I would hope that someone at NVIDIA has a laptop with a 675M that could be used to test with. This is definitely one of those times when having source code available to do a binary search for the change that introduced the bug would be useful.

I wonder if any other users can confirm whether they have a 675M that works with the newer drivers and whether it is an optimus or non-optimus setup?

A bit more information after some additional debugging. It does appear to be related to ACPI. I discovered that setting either of these parameters to the kernel allows 325.15 to start the X-server reliably:
acpi=off
pci=noacpi

Also tried the following and it continued to lock up:
acpi=noirq
pnpacpi=off
noapic

So, something with acpi handling changed between driver 313.26 and 313.30. Is that enough info to help track down the fix needed to the driver?

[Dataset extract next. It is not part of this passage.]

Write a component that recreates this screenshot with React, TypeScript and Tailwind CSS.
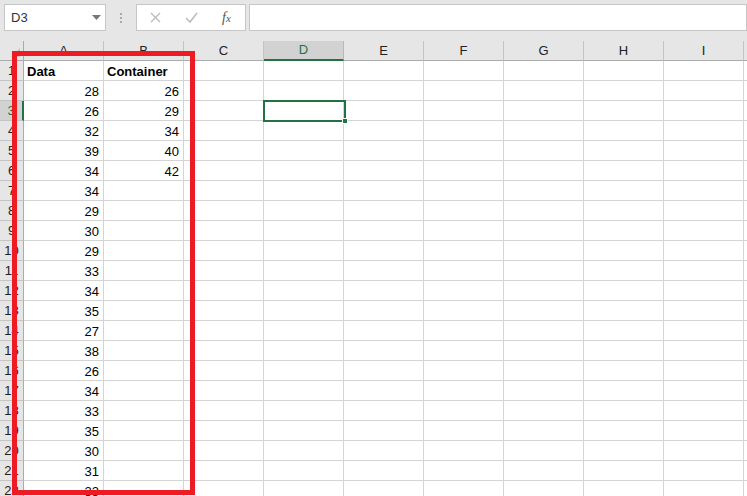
import React from "react";

const colA = [28, 26, 32, 39, 34, 34, 29, 30, 29, 33, 34, 35, 27, 38, 26, 34, 33, 35, 30, 31, 33];
const colB = [26, 29, 34, 40, 42];
const letters = ["A", "B", "C", "D", "E", "F", "G", "H", "I", ""];

export default function App() {
  const rows = Array.from({ length: 22 }, (_, i) => i + 1);

  return (
    <div className="relative w-[747px] h-[496px] overflow-hidden bg-white font-['Liberation_Sans',Arial,sans-serif] text-[13px] text-black">
      {/* Formula bar */}
      <div className="h-[41px] bg-[#e6e6e6] flex items-start pt-[4px] pl-[4px]">
        <div className="w-[102px] h-[27px] bg-white border border-[#c6c6c6] flex items-center justify-between pl-[6px] pr-[4px]">
          <span className="text-[#333]">D3</span>
          <svg width="9" height="5" viewBox="0 0 9 5"><path d="M0 0h9L4.5 5z" fill="#777" /></svg>
        </div>
        <div className="w-[30px] h-[27px] flex flex-col items-center justify-center gap-[2px]">
          <span className="w-[2px] h-[2px] bg-[#aaa]" />
          <span className="w-[2px] h-[2px] bg-[#aaa]" />
          <span className="w-[2px] h-[2px] bg-[#aaa]" />
        </div>
        <div className="w-[110px] h-[27px] bg-white border border-[#c6c6c6] flex items-center pl-[13px]">
          <svg width="11" height="11" viewBox="0 0 11 11"><path d="M1 1l9 9M10 1l-9 9" stroke="#bbb" strokeWidth="1.3" /></svg>
          <svg className="ml-[24px]" width="13" height="11" viewBox="0 0 13 11"><path d="M1 6l4 4 7-9" stroke="#bbb" strokeWidth="1.6" fill="none" /></svg>
          <span className="ml-[24px] italic font-['Liberation_Serif',serif] text-[14px] text-[#555]">f<span className="text-[11px]">x</span></span>
        </div>
        <div className="ml-[3px] flex-1 h-[27px] bg-white border border-[#c6c6c6]" />
      </div>

      {/* Grid */}
      <div className="grid grid-cols-[24px_repeat(10,80px)] auto-rows-[20px]">
        <div className="bg-[#e6e6e6] border-r border-b border-[#ababab] relative">
          <svg className="absolute right-[3px] bottom-[3px]" width="9" height="9" viewBox="0 0 9 9"><path d="M9 0v9H0z" fill="#c4c4c4" /></svg>
        </div>
        {letters.map((l, i) => (
          <div
            key={i}
            className={
              i === 3
                ? "bg-[#d2d2d2] border-r border-[#b8b8b8] border-b-2 border-b-[#217346] flex items-center justify-center text-[#217346]"
                : "bg-[#e6e6e6] border-r border-[#c4c4c4] border-b border-b-[#ababab] flex items-center justify-center text-[#222]"
            }
          >
            {l}
          </div>
        ))}
        {rows.map((r) => (
          <React.Fragment key={r}>
            <div
              className={
                r === 3
                  ? "bg-[#d2d2d2] border-r-2 border-r-[#217346] border-b border-[#c4c4c4] flex items-center justify-center text-[#217346]"
                  : "bg-[#e6e6e6] border-r border-r-[#ababab] border-b border-[#c4c4c4] flex items-center justify-center text-[#222]"
              }
            >
              {r}
            </div>
            <div className="border-r border-b border-[#d4d4d4] flex items-end justify-end pr-[4px] pb-[1px] leading-[14px]">
              {r === 1 ? <span className="mr-auto pl-[3px] font-bold">Data</span> : colA[r - 2]}
            </div>
            <div className="border-r border-b border-[#d4d4d4] flex items-end justify-end pr-[4px] pb-[1px] leading-[14px]">
              {r === 1 ? <span className="mr-auto pl-[3px] font-bold">Container</span> : colB[r - 2] ?? ""}
            </div>
            {Array.from({ length: 8 }, (_, c) => (
              <div key={c} className="border-r border-b border-[#d4d4d4]" />
            ))}
          </React.Fragment>
        ))}
      </div>

      {/* Active cell D3 */}
      <div className="absolute left-[263px] top-[100px] w-[83px] h-[22px] border-2 border-[#217346]">
        <div className="absolute right-[-4px] bottom-[-4px] w-[6px] h-[6px] bg-[#217346] border border-white" />
      </div>

      {/* Red highlight */}
      <div className="absolute left-[12px] top-[51px] w-[183px] h-[444px] border-[5px] border-[#ed1c24]" />
    </div>
  );
}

We have internal Bug “1287434:system hard freeze after X start on SamSung 700G7C system GeForce GTX 675M” to track this issue.

Thanks Sandip

Just to chime in that I’m also experiencing the same issue with 319.49 on Linux Mint 15 x64. I have the same model laptop. It hard froze the laptop during boot to the point that I had to boot off a live cd and edit the grub configuration to turn acpi off.

Meanwhile, this issue no longer repro with latest UBUNTHU 15.04 + R352 driver. Please test with latest os releases.